The Peterborough Examiner

Americans face testing delays as virus surges

- CHRISTOPHE­R WEBER AND SOPHIA TULP

LOS ANGELES — For two weeks, Rachael Jones has stayed home, going without a paycheque while waiting and waiting for the results of a COVID-19 test from a pharmacy near Philadelph­ia.

“I’m just so disappoint­ed. I just don’t know how — with the resources and the people we have and the money we have — we can’t get this right,” she said.

Four months, three million confirmed infections and over 130,000 deaths into the coronaviru­s outbreak in the U.S., Americans confronted with a resurgence of the scourge are facing long lines at testing sites in the summer heat or are getting turned away. Others are going a week or more without receiving a diagnosis.

Some sites are running out of kits, while labs are reporting shortages of materials and workers to process the swabs.

Some frustrated Americans are left to wonder why the U.S. can’t seem to get its act together, especially after it was given fair warning as the virus wreaked havoc in China and then Italy, Spain and New York.

“It’s a hot mess,” said 47-yearold Jennifer Hudson of Tucson, Ariz. “The fact that we’re relying on companies and we don’t have a national response to this, it’s ridiculous … It’s keeping people who need tests from getting tests.”

It took Hudson five days to make an appointmen­t through a CVS pharmacy near her home. She booked a drive-up test over the weekend, more than a week after her symptoms — fatigue, shortness of breath, headache and sore throat — first emerged.
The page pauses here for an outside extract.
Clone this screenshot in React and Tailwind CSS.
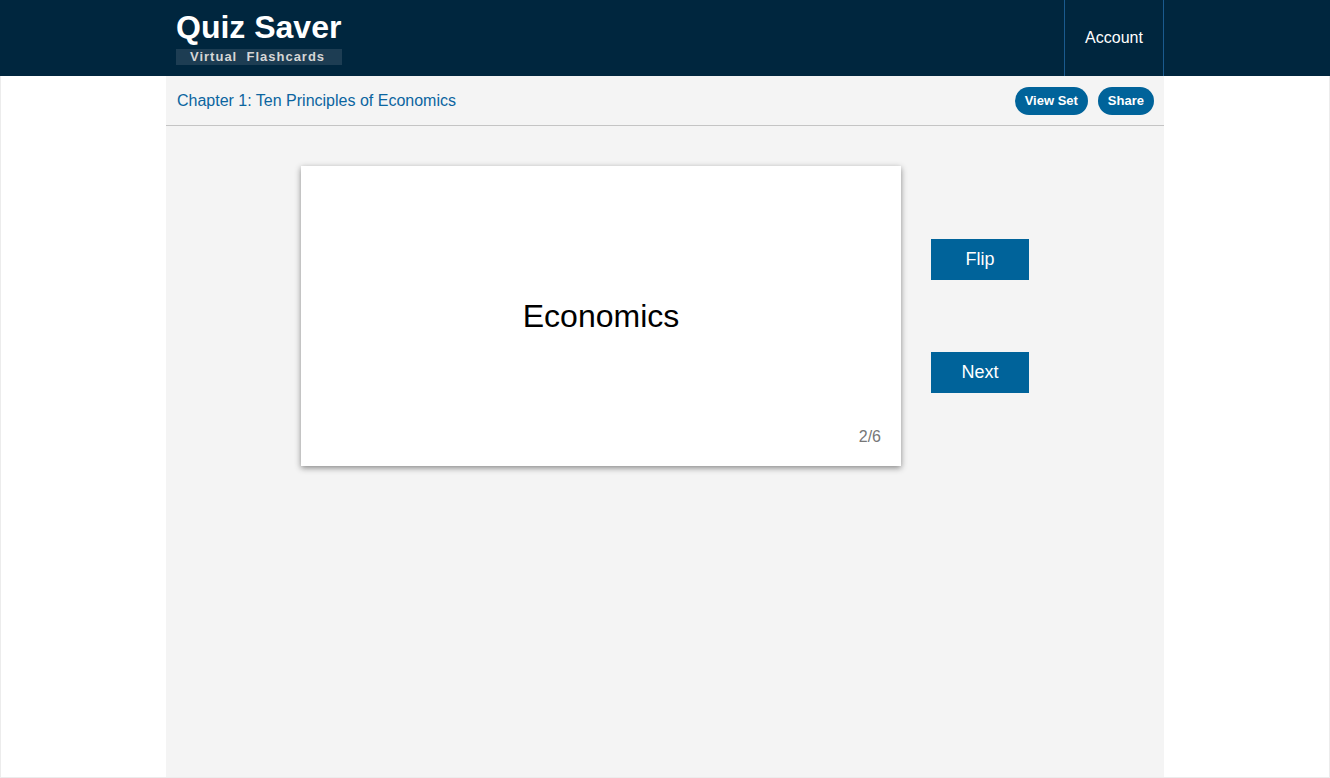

The clinic said her results would probably be delayed.

Testing has been ramped up in the U.S., reaching about 640,000 tests per day on average, an increase from around 518,000 two weeks ago, according to an analysis by The Associated Press. Confirmed infections per day in the U.S. are running at over 50,000, breaking records at practicall­y every turn. More testing tends to lead to more cases found. But in an alarming indicator, the percentage of tests coming back positive for the virus is on the rise across nearly the entire country, hitting almost 27 per cent in Arizona, 19 per cent in Florida and 17 per cent in South Carolina.

While the U.S. has conducted more tests than any other country, it ranks in the middle in testing per capita, behind Russia, Spain and Australia, according to Johns Hopkins University.